Le film aborde frontalement le changement de cap d’un homme qui a voué toute sa vie pour son métier et s’engage en politique, au risque réel, assumé ou pas d’une récupération, aux fins de défendre ses idéaux, en gros, famille et patrie, au risque non négligeable de replis identitaires : blanc, catho et flamand ! Le commissaire démissionnaire prouve son ouverture puisqu’un de ses hommes, Dries, d’origine marocaine est son bras droit et a avec lui une relation de type paternel. Celle-ci sera d’importance dans le film, car Dries (Excellent Soufiane Chilah) a "trahi" les siens pour se vouer corps et âme et quelles qu’en soient les conséquences à Jan Verbeeck. C’est en ce lieu (mais pas seulement) que va se précipiter l’action (et j’utilise le verbe également dans son sens chimique, comme un composé qui précipite, dans celui d’accélération aussi et enfin comme l’eau qui tombe au fond d’un puits !). Des questions de fidélité, d’infidélité, de filiation, de paternité, de responsabilité vont se jouer en une nuit et un jour ! Elles ouvriront ou clôtureront l’avenir de certains protagonistes. A terme et au terme du film, l’opportunisme et la réappropriation d’un drame vont conduire à un tableau final qui sonnera pour le spectateur comme un avertissement pour lui et son pays aujourd’hui et demain.

En conclusion

Ce sont de grands acteurs qui sont au service de ce film, parfois à contre-emploi de leurs rôles habituels et l’on voit se confronter deux écoles d’acteurs, flamande et wallonne. A commencer par Peter Van Den Begin (Everybody Happy, D’Ardennen, Waste Land... que de chemin depuis Alles moet weg de Jan Verheyen en 1996 !), Soufiane Chilah (Home, Black) et David Murgia (Les premiers, les derniers, Le tout nouveau testament, Etre, Geronimo, Je te survivrai, Tango Libre, Rundskop). Ajoutons d’excellents seconds rôles : Jan Decleir (Flying Home, Les Barons, Soeur Sourire, De Zaak Alzheimer, Daens) ; Jurgen Delnaet (Halfweg, Marina) et Bert Haelvoet (La danseuse, De Helaasheid der dingen).

Nabil Ben Yadir a fait appel au DoP de Black pour la photographie : "J’avais rencontré Robrecht Heywaert lors des courts métrages de Adil El Arbi et Bilall Fallah. Il a quasi commencé avec eux. J’ai suivi son parcours et je me suis dit que ce mec évoluait super bien. Il a la niaque et cela m’a remis totalement en question. Travailler avec de nouvelles personnes m’a empêché de prendre des facilités, des habitudes. Cela m’a obligé à me reconcentrer et à tout reconstruire".

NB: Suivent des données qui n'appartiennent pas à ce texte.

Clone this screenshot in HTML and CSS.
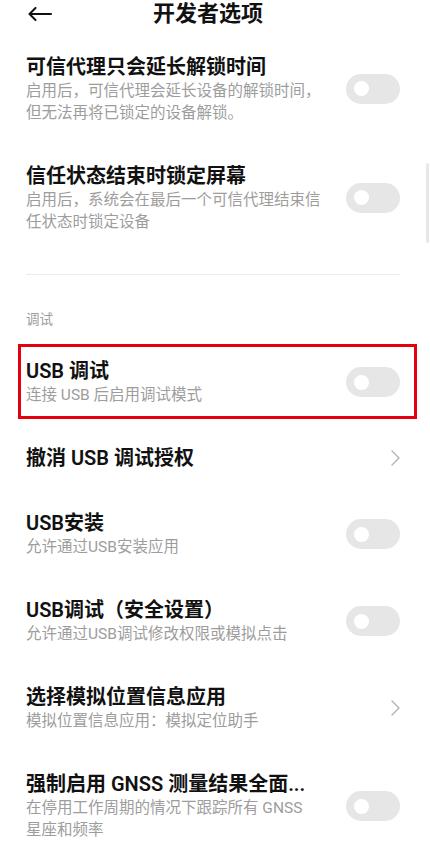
FILE: index.html
```html
<!DOCTYPE html>
<html lang="zh-CN">
<head>
  <meta charset="UTF-8">
  <meta name="viewport" content="width=device-width, initial-scale=1.0">
  <title>开发者选项</title>
  <link rel="stylesheet" href="styles.css">
</head>
<body>
  <header class="top-bar">
    <svg class="back-icon" width="24" height="14" viewBox="0 0 24 14">
      <path d="M23 7H1.5M7.5 1L1.5 7L7.5 13" fill="none" stroke="#111" stroke-width="2" stroke-linecap="round" stroke-linejoin="round"/>
    </svg>
    <h1>开发者选项</h1>
  </header>

  <div class="scroll-thumb"></div>

  <main class="settings">
    <div class="row">
      <div class="row-text">
        <div class="row-title">可信代理只会延长解锁时间</div>
        <div class="row-desc">启用后，可信代理会延长设备的解锁时间，但无法再将已锁定的设备解锁。</div>
      </div>
      <span class="switch"></span>
    </div>

    <div class="row">
      <div class="row-text">
        <div class="row-title">信任状态结束时锁定屏幕</div>
        <div class="row-desc">启用后，系统会在最后一个可信代理结束信任状态时锁定设备</div>
      </div>
      <span class="switch"></span>
    </div>

    <div class="divider"></div>
    <div class="section-label">调试</div>

    <!-- highlighted item -->
    <div class="row marked">
      <div class="row-text">
        <div class="row-title">USB 调试</div>
        <div class="row-desc">连接 USB 后启用调试模式</div>
      </div>
      <span class="switch"></span>
      <span class="mark-box"></span>
    </div>

    <div class="row">
      <div class="row-text">
        <div class="row-title">撤消 USB 调试授权</div>
      </div>
      <svg class="chevron" width="9" height="16" viewBox="0 0 9 16">
        <path d="M1 1L8 8L1 15" fill="none" stroke="#b3b3b3" stroke-width="1.4" stroke-linecap="round" stroke-linejoin="round"/>
      </svg>
    </div>

    <div class="row">
      <div class="row-text">
        <div class="row-title">USB安装</div>
        <div class="row-desc">允许通过USB安装应用</div>
      </div>
      <span class="switch"></span>
    </div>

    <div class="row">
      <div class="row-text">
        <div class="row-title">USB调试（安全设置）</div>
        <div class="row-desc">允许通过USB调试修改权限或模拟点击</div>
      </div>
      <span class="switch"></span>
    </div>

    <div class="row">
      <div class="row-text">
        <div class="row-title">选择模拟位置信息应用</div>
        <div class="row-desc">模拟位置信息应用：模拟定位助手</div>
      </div>
      <svg class="chevron" width="9" height="16" viewBox="0 0 9 16">
        <path d="M1 1L8 8L1 15" fill="none" stroke="#b3b3b3" stroke-width="1.4" stroke-linecap="round" stroke-linejoin="round"/>
      </svg>
    </div>

    <div class="row">
      <div class="row-text">
        <div class="row-title">强制启用 GNSS 测量结果全面...</div>
        <div class="row-desc">在停用工作周期的情况下跟踪所有 GNSS<br>星座和频率</div>
      </div>
      <span class="switch"></span>
    </div>
  </main>
</body>
</html>
```

FILE: styles.css
```css
body {
  margin: 0;
  background-color: #fff;
  font-family: Roboto, "Noto Sans CJK SC", sans-serif;
  color: #111;
  overflow: hidden;
}
.top-bar {
  display: flex;
  align-items: center;
  height: 28px;
  padding: 0 66px 6px 28px;
}
.back-icon {
  flex: none;
}
.top-bar h1 {
  flex: 1;
  margin: 0;
  text-align: center;
  font-size: 22px;
  line-height: 28px;
  font-weight: 600;
}
.scroll-thumb {
  position: fixed;
  right: 1px;
  top: 163px;
  width: 3px;
  height: 80px;
  border-radius: 2px;
  background-color: #e8e8e8;
}
.settings {
  padding: 0 30px 0 26px;
}
.row {
  display: flex;
  align-items: center;
  justify-content: space-between;
  padding: 19.5px 0;
}
.row-text {
  width: 308px;
}
.row-title {
  font-size: 20px;
  line-height: 26px;
  font-weight: 600;
  color: #111;
  white-space: nowrap;
}
.row-desc {
  font-size: 15.5px;
  line-height: 22px;
  color: #9d9d9d;
}
.switch {
  position: relative;
  flex: none;
  width: 54px;
  height: 30px;
  border-radius: 15px;
  background-color: #e6e6e6;
}
.switch::after {
  content: "";
  position: absolute;
  left: 8px;
  top: 7.5px;
  width: 15px;
  height: 15px;
  border-radius: 50%;
  background-color: #fff;
}
.chevron {
  flex: none;
}
.divider {
  height: 1px;
  margin-top: 22px;
  background-color: #ececec;
}
.section-label {
  margin-top: 34px;
  padding-bottom: 9.5px;
  font-size: 13.5px;
  line-height: 20px;
  color: #9d9d9d;
}
.marked {
  position: relative;
}
.mark-box {
  position: absolute;
  top: 5.5px;
  bottom: 6.5px;
  left: -8px;
  right: -17px;
  border: 3px solid #e3000f;
}
```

Enfin, le tournage est inscrit dans sa "belgitude", dans ce que le réalisateur appelle le triangle ABC, soir Antwerpen, Bruxelles et Charleroi. En réalité, il s’agit de Marchienne-au-Pont, dans des lieux plus habitués aux caméras de faits-divers que de cinéma. Ces décors naturels amplifient l’aspect dramatique du film. Et si tout débute à Anvers, tout se termine à Bruxelles. Trois villes différentes, trois visages de la Belgique.

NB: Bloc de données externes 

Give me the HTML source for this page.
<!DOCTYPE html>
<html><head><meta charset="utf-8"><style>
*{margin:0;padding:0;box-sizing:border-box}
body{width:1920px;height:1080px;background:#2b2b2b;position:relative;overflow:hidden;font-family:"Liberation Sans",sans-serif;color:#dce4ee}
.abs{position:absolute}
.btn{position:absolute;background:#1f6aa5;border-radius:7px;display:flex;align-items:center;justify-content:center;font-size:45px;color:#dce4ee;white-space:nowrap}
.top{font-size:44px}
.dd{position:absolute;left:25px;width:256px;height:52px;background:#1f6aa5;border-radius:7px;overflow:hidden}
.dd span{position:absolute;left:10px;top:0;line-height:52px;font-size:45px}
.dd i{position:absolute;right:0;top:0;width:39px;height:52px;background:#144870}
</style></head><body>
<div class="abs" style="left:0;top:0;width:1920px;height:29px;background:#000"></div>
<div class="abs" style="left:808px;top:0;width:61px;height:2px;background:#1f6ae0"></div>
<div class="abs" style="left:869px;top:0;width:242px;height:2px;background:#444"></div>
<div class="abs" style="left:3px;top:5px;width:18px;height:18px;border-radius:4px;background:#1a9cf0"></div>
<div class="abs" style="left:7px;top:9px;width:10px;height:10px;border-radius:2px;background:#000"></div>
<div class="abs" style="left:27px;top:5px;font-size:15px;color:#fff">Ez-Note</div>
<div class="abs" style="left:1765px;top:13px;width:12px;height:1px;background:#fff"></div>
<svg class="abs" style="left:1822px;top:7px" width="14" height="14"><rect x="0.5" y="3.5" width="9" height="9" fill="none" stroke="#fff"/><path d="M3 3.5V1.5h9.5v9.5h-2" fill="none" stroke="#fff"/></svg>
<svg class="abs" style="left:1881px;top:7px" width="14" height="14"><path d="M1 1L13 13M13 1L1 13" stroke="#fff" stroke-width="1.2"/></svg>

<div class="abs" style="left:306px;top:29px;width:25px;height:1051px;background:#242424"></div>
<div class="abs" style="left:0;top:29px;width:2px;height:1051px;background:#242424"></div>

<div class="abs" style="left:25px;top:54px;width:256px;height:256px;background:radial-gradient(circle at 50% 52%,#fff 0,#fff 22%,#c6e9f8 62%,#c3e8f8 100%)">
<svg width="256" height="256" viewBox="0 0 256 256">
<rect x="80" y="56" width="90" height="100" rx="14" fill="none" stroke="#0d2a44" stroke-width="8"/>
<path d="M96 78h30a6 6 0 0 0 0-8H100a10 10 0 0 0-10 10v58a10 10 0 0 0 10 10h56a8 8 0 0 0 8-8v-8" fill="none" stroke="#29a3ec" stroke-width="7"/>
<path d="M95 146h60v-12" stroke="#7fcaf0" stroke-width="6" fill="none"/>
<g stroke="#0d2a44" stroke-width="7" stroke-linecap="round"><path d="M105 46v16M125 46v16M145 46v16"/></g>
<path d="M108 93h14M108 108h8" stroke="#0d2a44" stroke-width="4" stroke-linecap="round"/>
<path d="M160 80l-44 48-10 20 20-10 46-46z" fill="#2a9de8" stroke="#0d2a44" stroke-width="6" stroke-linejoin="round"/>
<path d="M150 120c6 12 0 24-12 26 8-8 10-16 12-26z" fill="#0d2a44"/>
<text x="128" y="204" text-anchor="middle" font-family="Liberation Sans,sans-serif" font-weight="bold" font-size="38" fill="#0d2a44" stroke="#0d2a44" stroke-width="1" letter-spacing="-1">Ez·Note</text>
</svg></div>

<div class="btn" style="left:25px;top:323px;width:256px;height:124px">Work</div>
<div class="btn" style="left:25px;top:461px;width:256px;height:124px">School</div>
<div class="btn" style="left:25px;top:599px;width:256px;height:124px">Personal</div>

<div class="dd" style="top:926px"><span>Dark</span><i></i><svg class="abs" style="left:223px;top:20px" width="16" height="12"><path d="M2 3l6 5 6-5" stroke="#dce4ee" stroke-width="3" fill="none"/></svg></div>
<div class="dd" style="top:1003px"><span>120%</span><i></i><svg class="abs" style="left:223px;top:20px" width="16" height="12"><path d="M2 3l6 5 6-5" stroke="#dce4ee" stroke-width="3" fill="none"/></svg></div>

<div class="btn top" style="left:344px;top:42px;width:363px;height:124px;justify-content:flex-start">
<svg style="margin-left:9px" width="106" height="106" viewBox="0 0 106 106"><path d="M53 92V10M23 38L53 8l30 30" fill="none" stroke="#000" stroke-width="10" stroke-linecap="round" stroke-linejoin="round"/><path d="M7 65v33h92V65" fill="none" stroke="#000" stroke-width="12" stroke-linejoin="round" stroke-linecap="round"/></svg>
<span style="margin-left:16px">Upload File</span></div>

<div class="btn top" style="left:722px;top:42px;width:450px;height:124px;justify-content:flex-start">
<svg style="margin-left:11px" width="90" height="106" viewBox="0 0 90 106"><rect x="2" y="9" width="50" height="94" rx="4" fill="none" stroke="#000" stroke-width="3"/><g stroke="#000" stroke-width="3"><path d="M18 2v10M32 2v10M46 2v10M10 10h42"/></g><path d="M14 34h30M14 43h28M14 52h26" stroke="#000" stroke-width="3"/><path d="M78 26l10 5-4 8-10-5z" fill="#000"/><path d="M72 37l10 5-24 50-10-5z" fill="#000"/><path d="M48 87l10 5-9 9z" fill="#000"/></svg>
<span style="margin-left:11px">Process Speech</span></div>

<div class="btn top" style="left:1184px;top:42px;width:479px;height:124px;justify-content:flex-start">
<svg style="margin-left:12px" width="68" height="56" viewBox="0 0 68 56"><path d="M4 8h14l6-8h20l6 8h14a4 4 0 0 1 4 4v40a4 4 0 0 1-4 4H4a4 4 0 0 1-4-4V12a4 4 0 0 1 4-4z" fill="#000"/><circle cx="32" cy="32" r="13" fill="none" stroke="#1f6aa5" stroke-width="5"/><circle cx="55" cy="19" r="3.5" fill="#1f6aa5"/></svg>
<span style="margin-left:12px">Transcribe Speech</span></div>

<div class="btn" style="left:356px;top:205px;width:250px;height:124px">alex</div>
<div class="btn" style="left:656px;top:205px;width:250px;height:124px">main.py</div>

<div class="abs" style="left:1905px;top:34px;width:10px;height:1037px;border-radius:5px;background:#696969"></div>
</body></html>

Plusieurs confrères et spectateurs ont relevé certaines invraisemblances dans le scénario. C’est vrai... toutefois, celles-ci ne sont pas fondamentalement différentes de celles qui existent et que l’on voit ou pas dans des films du type Jason Bourne... Dans ces cas, c’est l’action qui prime. Dès lors, que cela ne vous empêche pas de goûter ce film comme un bon cru, qui en plus, ouvre les yeux sur certaines dérives !

Bande-annonce

Dode Hoek : Trailer HD VO st fr
Dode Hoek : Trailer HD VO st fr

Jan Verbeeck est le flic le plus populaire de Flandre. Commissaire de la brigade des stups à Anvers, il a démantelé plusieurs réseaux de trafiquants et beaucoup considèrent que la ville est plus propre grâce...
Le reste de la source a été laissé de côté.